La stabilité financière pourrait être fragilisée par le canal du crédit et les vulnérabilités macroéconomiques. Depuis le déclenchement de la guerre, l'encours des crédits aux entreprises continue de croître, principalement dans le secteurs de la construction. La dette des entreprises a augmenté d’environ 7,5 % entre 2023 et 2024 et s’élève à 1 404 Mds ILS. Plusieurs signaux d’alerte apparaissent concernant l’endettement des ménages, qui atteint 845 Mds ILS en 2024, dont 72 % liés au logement. Les prêts hypothécaires repartent à la hausse dans un contexte de prix immobiliers élevés et les indicateurs de risque se dégradent : fin 2024, 25 % des nouveaux emprunts cumulent un taux de financement supérieur à 60 % et un ratio remboursement/revenu au-delà de 30 %, contre 21 % un an plus tôt. Le crédit à la consommation, en hausse après une année de repli, est tiré par les sociétés de crédit non bancaires et les cartes de crédit, ce qui soulève des inquiétudes pour les emprunteurs les plus vulnérables. Au plan macroéconomique, les paiements d’intérêts de l’État devraient fortement augmenter dans les années à venir.
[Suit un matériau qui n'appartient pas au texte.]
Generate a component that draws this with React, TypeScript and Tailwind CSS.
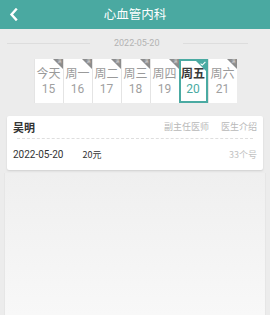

Entre 2026 et 2030, ils atteindraient en moyenne 2,5 % du PIB, soit 0,5 point de plus qu’en 2023. Cette hausse résulte à parts égales de l’alourdissement de la dette, lié aux déficits creusés par la guerre, et de la hausse des rendements, qui découle d’un environnement de taux plus élevé et d’un risque perçu accru. Cette situation pourrait peser sur le budget de l’État et limiter le financement des services publics, alors que le délaissement des ministères civils (éducation, affaires sociales, santé), d’ores et déjà sous-dotés, pourrait s’avérer néfaste pour le pays à moyen terme.